___ Data segment ___
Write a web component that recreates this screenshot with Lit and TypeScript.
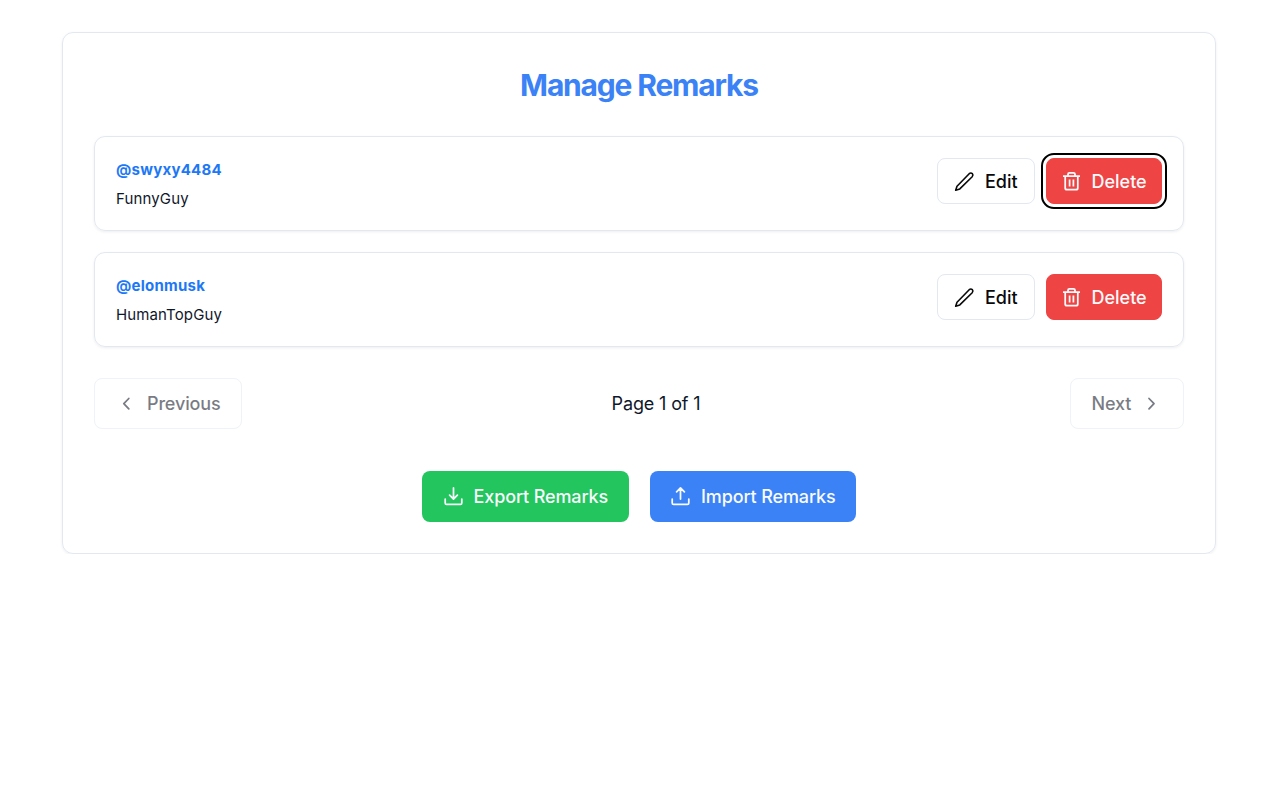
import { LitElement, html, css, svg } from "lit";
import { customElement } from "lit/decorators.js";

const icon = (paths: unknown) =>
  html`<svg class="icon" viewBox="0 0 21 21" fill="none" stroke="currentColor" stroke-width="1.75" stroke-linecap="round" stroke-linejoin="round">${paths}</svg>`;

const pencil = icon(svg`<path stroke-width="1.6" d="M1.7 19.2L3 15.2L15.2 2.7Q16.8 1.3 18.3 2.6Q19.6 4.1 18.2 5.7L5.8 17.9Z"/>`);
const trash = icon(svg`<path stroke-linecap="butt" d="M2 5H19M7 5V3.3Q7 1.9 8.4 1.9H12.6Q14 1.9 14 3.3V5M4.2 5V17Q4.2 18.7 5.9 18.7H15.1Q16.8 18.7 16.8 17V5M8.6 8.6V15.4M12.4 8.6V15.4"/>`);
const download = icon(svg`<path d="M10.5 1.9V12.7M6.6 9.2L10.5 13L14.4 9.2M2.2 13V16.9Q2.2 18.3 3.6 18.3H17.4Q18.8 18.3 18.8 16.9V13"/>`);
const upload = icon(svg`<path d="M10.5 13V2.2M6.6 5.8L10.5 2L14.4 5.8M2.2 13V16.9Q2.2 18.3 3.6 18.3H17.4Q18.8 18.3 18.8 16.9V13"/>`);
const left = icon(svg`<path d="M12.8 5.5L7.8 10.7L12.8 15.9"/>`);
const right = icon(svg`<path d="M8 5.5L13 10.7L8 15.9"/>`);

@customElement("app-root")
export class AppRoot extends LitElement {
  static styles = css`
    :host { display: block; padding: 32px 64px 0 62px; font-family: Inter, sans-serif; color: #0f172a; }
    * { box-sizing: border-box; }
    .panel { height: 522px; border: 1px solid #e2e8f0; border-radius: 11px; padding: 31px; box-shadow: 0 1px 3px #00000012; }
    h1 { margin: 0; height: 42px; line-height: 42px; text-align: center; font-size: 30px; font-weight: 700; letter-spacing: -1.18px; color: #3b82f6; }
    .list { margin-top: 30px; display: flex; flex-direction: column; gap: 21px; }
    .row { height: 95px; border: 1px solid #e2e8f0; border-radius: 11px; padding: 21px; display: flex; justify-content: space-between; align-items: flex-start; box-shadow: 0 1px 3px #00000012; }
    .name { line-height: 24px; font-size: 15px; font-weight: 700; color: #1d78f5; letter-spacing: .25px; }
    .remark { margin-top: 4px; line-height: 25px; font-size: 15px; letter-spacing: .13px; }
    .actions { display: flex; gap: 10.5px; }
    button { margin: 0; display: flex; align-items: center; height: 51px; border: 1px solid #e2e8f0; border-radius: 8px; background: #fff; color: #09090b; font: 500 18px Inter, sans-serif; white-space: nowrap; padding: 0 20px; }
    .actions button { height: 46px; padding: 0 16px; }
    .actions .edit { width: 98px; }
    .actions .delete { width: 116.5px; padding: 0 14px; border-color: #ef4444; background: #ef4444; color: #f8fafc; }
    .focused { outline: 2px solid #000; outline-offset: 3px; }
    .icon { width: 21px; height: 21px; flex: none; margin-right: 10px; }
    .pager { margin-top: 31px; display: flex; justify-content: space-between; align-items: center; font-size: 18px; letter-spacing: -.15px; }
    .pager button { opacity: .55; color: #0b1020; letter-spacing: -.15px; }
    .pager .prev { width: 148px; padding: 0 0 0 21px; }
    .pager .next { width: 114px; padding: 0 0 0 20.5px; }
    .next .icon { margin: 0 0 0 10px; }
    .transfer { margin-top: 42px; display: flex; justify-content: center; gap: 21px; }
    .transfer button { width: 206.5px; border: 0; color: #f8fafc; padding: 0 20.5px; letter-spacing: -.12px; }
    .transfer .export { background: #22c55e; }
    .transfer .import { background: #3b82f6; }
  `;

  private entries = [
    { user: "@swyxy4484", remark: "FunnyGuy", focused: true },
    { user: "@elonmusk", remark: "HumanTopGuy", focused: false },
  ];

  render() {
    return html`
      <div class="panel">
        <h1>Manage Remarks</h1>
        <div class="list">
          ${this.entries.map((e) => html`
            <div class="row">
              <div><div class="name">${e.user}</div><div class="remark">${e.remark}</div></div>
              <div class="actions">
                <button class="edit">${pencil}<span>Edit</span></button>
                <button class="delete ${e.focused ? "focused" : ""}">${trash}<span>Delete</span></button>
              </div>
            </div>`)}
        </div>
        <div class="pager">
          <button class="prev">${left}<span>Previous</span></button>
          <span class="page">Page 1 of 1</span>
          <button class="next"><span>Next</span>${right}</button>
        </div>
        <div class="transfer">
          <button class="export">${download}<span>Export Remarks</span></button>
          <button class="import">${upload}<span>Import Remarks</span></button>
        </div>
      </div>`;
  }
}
___
* **Goal**:
Leave out the pictures and restate everything else word for word.

* **The reply**:
Write a web component that recreates this screenshot with Lit and TypeScript.
import { LitElement, html, css, svg } from "lit";
import { customElement } from "lit/decorators.js";

const icon = (paths: unknown) =>
  html`<svg class="icon" viewBox="0 0 21 21" fill="none" stroke="currentColor" stroke-width="1.75" stroke-linecap="round" stroke-linejoin="round">${paths}</svg>`;

const pencil = icon(svg`<path stroke-width="1.6" d="M1.7 19.2L3 15.2L15.2 2.7Q16.8 1.3 18.3 2.6Q19.6 4.1 18.2 5.7L5.8 17.9Z"/>`);
const trash = icon(svg`<path stroke-linecap="butt" d="M2 5H19M7 5V3.3Q7 1.9 8.4 1.9H12.6Q14 1.9 14 3.3V5M4.2 5V17Q4.2 18.7 5.9 18.7H15.1Q16.8 18.7 16.8 17V5M8.6 8.6V15.4M12.4 8.6V15.4"/>`);
const download = icon(svg`<path d="M10.5 1.9V12.7M6.6 9.2L10.5 13L14.4 9.2M2.2 13V16.9Q2.2 18.3 3.6 18.3H17.4Q18.8 18.3 18.8 16.9V13"/>`);
const upload = icon(svg`<path d="M10.5 13V2.2M6.6 5.8L10.5 2L14.4 5.8M2.2 13V16.9Q2.2 18.3 3.6 18.3H17.4Q18.8 18.3 18.8 16.9V13"/>`);
const left = icon(svg`<path d="M12.8 5.5L7.8 10.7L12.8 15.9"/>`);
const right = icon(svg`<path d="M8 5.5L13 10.7L8 15.9"/>`);

@customElement("app-root")
export class AppRoot extends LitElement {
  static styles = css`
    :host { display: block; padding: 32px 64px 0 62px; font-family: Inter, sans-serif; color: #0f172a; }
    * { box-sizing: border-box; }
    .panel { height: 522px; border: 1px solid #e2e8f0; border-radius: 11px; padding: 31px; box-shadow: 0 1px 3px #00000012; }
    h1 { margin: 0; height: 42px; line-height: 42px; text-align: center; font-size: 30px; font-weight: 700; letter-spacing: -1.18px; color: #3b82f6; }
    .list { margin-top: 30px; display: flex; flex-direction: column; gap: 21px; }
    .row { height: 95px; border: 1px solid #e2e8f0; border-radius: 11px; padding: 21px; display: flex; justify-content: space-between; align-items: flex-start; box-shadow: 0 1px 3px #00000012; }
    .name { line-height: 24px; font-size: 15px; font-weight: 700; color: #1d78f5; letter-spacing: .25px; }
    .remark { margin-top: 4px; line-height: 25px; font-size: 15px; letter-spacing: .13px; }
    .actions { display: flex; gap: 10.5px; }
    button { margin: 0; display: flex; align-items: center; height: 51px; border: 1px solid #e2e8f0; border-radius: 8px; background: #fff; color: #09090b; font: 500 18px Inter, sans-serif; white-space: nowrap; padding: 0 20px; }
    .actions button { height: 46px; padding: 0 16px; }
    .actions .edit { width: 98px; }
    .actions .delete { width: 116.5px; padding: 0 14px; border-color: #ef4444; background: #ef4444; color: #f8fafc; }
    .focused { outline: 2px solid #000; outline-offset: 3px; }
    .icon { width: 21px; height: 21px; flex: none; margin-right: 10px; }
    .pager { margin-top: 31px; display: flex; justify-content: space-between; align-items: center; font-size: 18px; letter-spacing: -.15px; }
    .pager button { opacity: .55; color: #0b1020; letter-spacing: -.15px; }
    .pager .prev { width: 148px; padding: 0 0 0 21px; }
    .pager .next { width: 114px; padding: 0 0 0 20.5px; }
    .next .icon { margin: 0 0 0 10px; }
    .transfer { margin-top: 42px; display: flex; justify-content: center; gap: 21px; }
    .transfer button { width: 206.5px; border: 0; color: #f8fafc; padding: 0 20.5px; letter-spacing: -.12px; }
    .transfer .export { background: #22c55e; }
    .transfer .import { background: #3b82f6; }
  `;

  private entries = [
    { user: "@swyxy4484", remark: "FunnyGuy", focused: true },
    { user: "@elonmusk", remark: "HumanTopGuy", focused: false },
  ];

  render() {
    return html`
      <div class="panel">
        <h1>Manage Remarks</h1>
        <div class="list">
          ${this.entries.map((e) => html`
            <div class="row">
              <div><div class="name">${e.user}</div><div class="remark">${e.remark}</div></div>
              <div class="actions">
                <button class="edit">${pencil}<span>Edit</span></button>
                <button class="delete ${e.focused ? "focused" : ""}">${trash}<span>Delete</span></button>
              </div>
            </div>`)}
        </div>
        <div class="pager">
          <button class="prev">${left}<span>Previous</span></button>
          <span class="page">Page 1 of 1</span>
          <button class="next"><span>Next</span>${right}</button>
        </div>
        <div class="transfer">
          <button class="export">${download}<span>Export Remarks</span></button>
          <button class="import">${upload}<span>Import Remarks</span></button>
        </div>
      </div>`;
  }
}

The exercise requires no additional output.